November 20 – Bloomberg (Joshua Zumbrun): “Federal Reserve Chairman Ben S. Bernanke said U.S. central bankers are looking ‘very carefully’ at proposals to link changes in monetary policy to specific economic thresholds, such as the jobless rate… such an approach was ‘promising,’ while adding that ‘the committee is still discussing this particular approach. I don’t want to front-run those discussions, which are still ongoing.’”
November 21 – Bloomberg (Scott Hamilton): “The Bank of England voted 8-1 to stop expanding its bond-purchase program this month as the majority said uncertainty among consumers and companies may be affecting the impact of quantitative easing on the economy.”

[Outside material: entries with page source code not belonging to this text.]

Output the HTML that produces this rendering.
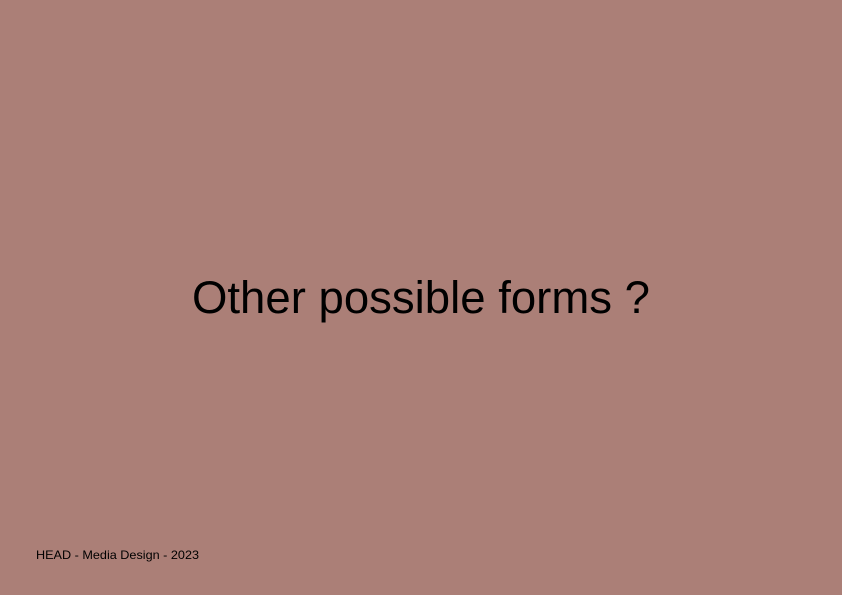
<!DOCTYPE html>
<html><head><style>
html,body{margin:0;padding:0;}
body{width:842px;height:595px;background:#ab7f77;overflow:hidden;position:relative;}
svg{position:absolute;left:0;top:0;}
</style></head><body>
<svg width="842" height="595" xmlns="http://www.w3.org/2000/svg">
<text x="192" y="313" font-family="Liberation Sans, sans-serif" font-size="45" fill="#000" textLength="458" lengthAdjust="spacingAndGlyphs">Other possible forms ?</text>
<text x="36" y="559" font-family="Liberation Sans, sans-serif" font-size="12" fill="#000" textLength="163" lengthAdjust="spacingAndGlyphs">HEAD - Media Design - 2023</text>
</svg>
</body></html>
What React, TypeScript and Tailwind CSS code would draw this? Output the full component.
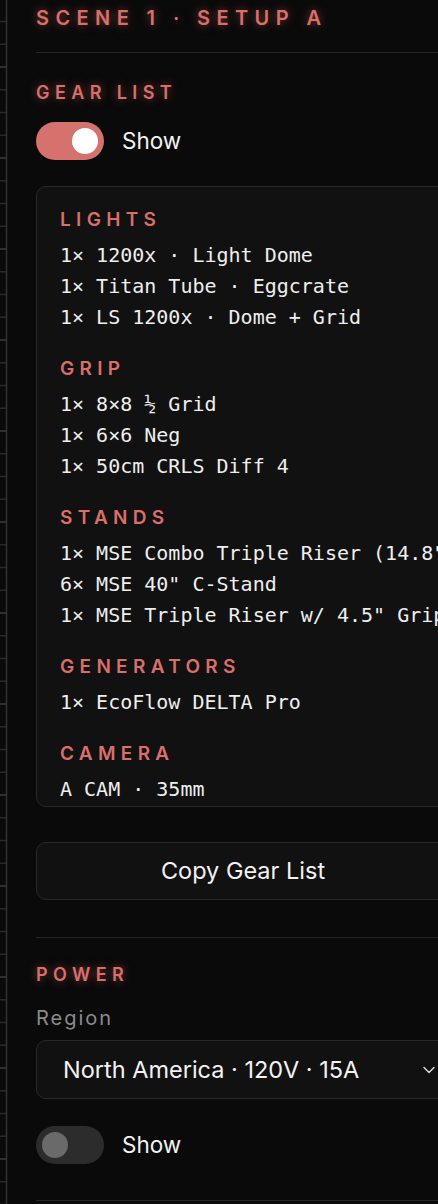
import React from 'react';
import { ChevronDown } from 'lucide-react';

const ui = { fontFamily: 'Inter, "Open Sans", sans-serif' };
const mono = { fontFamily: '"DejaVu Sans Mono", "Liberation Mono", monospace' };
const glow = { textShadow: '0 0 8px rgba(214, 104, 100, 0.55)' };

const gear: { title: string; items: string[] }[] = [
  { title: 'LIGHTS', items: ['1× 1200x · Light Dome', '1× Titan Tube · Eggcrate', '1× LS 1200x · Dome + Grid'] },
  { title: 'GRIP', items: ['1× 8×8 ½ Grid', '1× 6×6 Neg', '1× 50cm CRLS Diff 4'] },
  {
    title: 'STANDS',
    items: ['1× MSE Combo Triple Riser (14.8")', '6× MSE 40" C-Stand', '1× MSE Triple Riser w/ 4.5" Grip Head'],
  },
  { title: 'GENERATORS', items: ['1× EcoFlow DELTA Pro'] },
  { title: 'CAMERA', items: ['A CAM · 35mm'] },
];

// timeline ruler running down the left edge
const Ruler = () => {
  const ticks = Array.from({ length: 56 }, (_, i) => 21.5 + i * 22.75);
  return (
    <svg width="8" height="1204" className="shrink-0">
      {ticks.map((y, i) => (
        <line key={i} x1="0" x2="6" y1={y} y2={y} stroke={i % 4 === 2 ? '#3c3c3c' : '#2a2a2a'} strokeWidth="1.5" />
      ))}
      <line x1="6.5" x2="6.5" y1="0" y2="1204" stroke="#333" strokeWidth="1.5" />
    </svg>
  );
};

const Toggle = ({ on }: { on: boolean }) => (
  <div className="flex items-center gap-[18px]">
    <div
      className={`flex h-[38px] w-[68px] items-center rounded-full px-[6px] ${
        on ? 'justify-end bg-[#d5726e]' : 'justify-start bg-[#2c2c2c]'
      }`}
    >
      <div className={`h-[26px] w-[26px] rounded-full ${on ? 'bg-white' : 'bg-[#6a6a6a]'}`} />
    </div>
    <span className="text-[22.5px] text-[#f2f2f2]" style={ui}>
      Show
    </span>
  </div>
);

const SectionLabel = ({ children }: { children: React.ReactNode }) => (
  <div className="text-[18px] font-semibold leading-[24px] tracking-[0.3em] text-[#da6f6a]" style={{ ...ui, ...glow }}>
    {children}
  </div>
);

export default function App() {
  return (
    <div className="flex h-[1204px] w-[438px] overflow-hidden bg-[#0b0a0a]">
      <Ruler />
      <div className="flex w-[442px] shrink-0 flex-col pl-[28px]" style={ui}>
        <div className="mt-[4px] text-[20px] font-semibold leading-[28px] tracking-[0.32em] text-[#da6f6a]" style={glow}>
          SCENE 1 · SETUP A
        </div>
        <div className="mt-[20px] border-t border-[#272626]" />

        <div className="mt-[28px]">
          <SectionLabel>GEAR LIST</SectionLabel>
        </div>
        <div className="mt-[17px]">
          <Toggle on />
        </div>

        <div className="mt-[26px] h-[621px] overflow-hidden rounded-[10px] border border-[#2a2929] bg-[#121111] pl-[23px] pt-[21px]">
          {gear.map((g, gi) => (
            <div key={g.title} className={gi > 0 ? 'mt-[24px]' : ''}>
              <div className="text-[19px] font-semibold leading-[24px] tracking-[0.28em] text-[#da6f6a]" style={ui}>
                {g.title}
              </div>
              <div className="mt-[8px]">
                {g.items.map((it) => (
                  <div key={it} className="whitespace-nowrap text-[20px] leading-[31px] text-[#eeeeee]" style={mono}>
                    {it}
                  </div>
                ))}
              </div>
            </div>
          ))}
        </div>

        <button className="mt-[35px] flex h-[58px] items-center justify-center rounded-[10px] border border-[#2a2929] bg-[#121111] text-[23.5px] text-[#f2f2f2]">
          Copy Gear List
        </button>

        <div className="mt-[37px] border-t border-[#272626]" />

        <div className="mt-[25px]">
          <SectionLabel>POWER</SectionLabel>
        </div>
        <div className="mt-[18px] text-[20px] leading-[26px] tracking-[0.1em] text-[#8b8b8b]">Region</div>

        <div className="mt-[9px] flex h-[59px] items-center justify-between rounded-[10px] border border-[#2a2929] bg-[#121111] pl-[26px] pr-[10px]">
          <span className="text-[23.5px] text-[#f2f2f2]">North America · 120V · 15A</span>
          <ChevronDown size={20} strokeWidth={1.75} className="text-[#dcdcdc]" />
        </div>

        <div className="mt-[27px]">
          <Toggle on={false} />
        </div>

        <div className="mt-[36px] border-t border-[#272626]" />
      </div>
    </div>
  );
}
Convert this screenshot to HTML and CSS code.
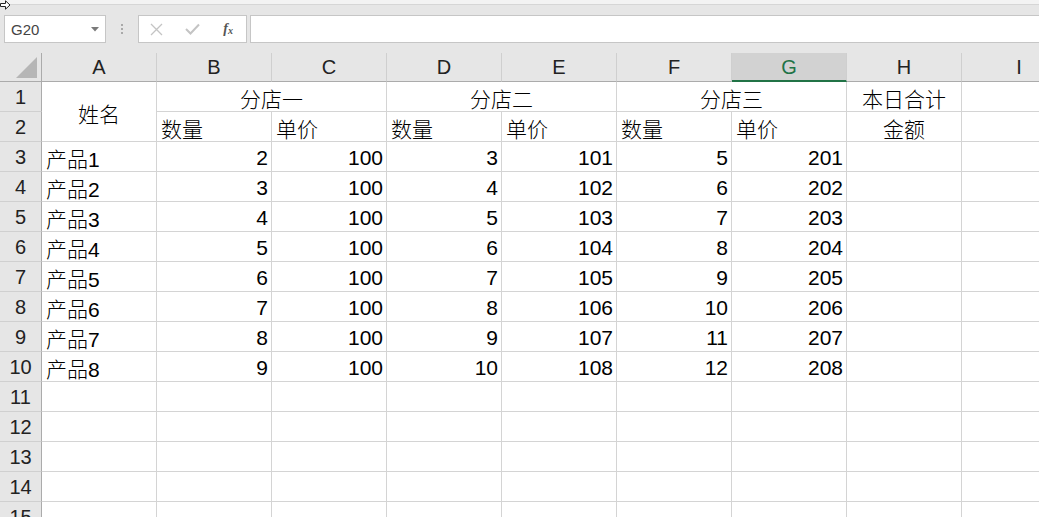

November 21 – Bloomberg (Bob Van Voris and Patricia Hurtado): “Steven A. Cohen’s SAC Capital Advisors LP is at the center of the biggest insider case ever, part of a sweeping U.S. crackdown on illicit hedge-fund trading that focuses on the burgeoning exploitation of secret data on volatile health care stocks. In doing so, the prosecution of a former Cohen lieutenant has brought the five year probe beyond the realm of technology stocks and into the busy underworld of health-care industry securities fraud. The charges against former SAC portfolio manager Mathew Martoma also place U.S. prosecutors closer than ever to Cohen, the hedge fund’s billionaire owner and founder, in the broadest insider trading investigation in a generation.”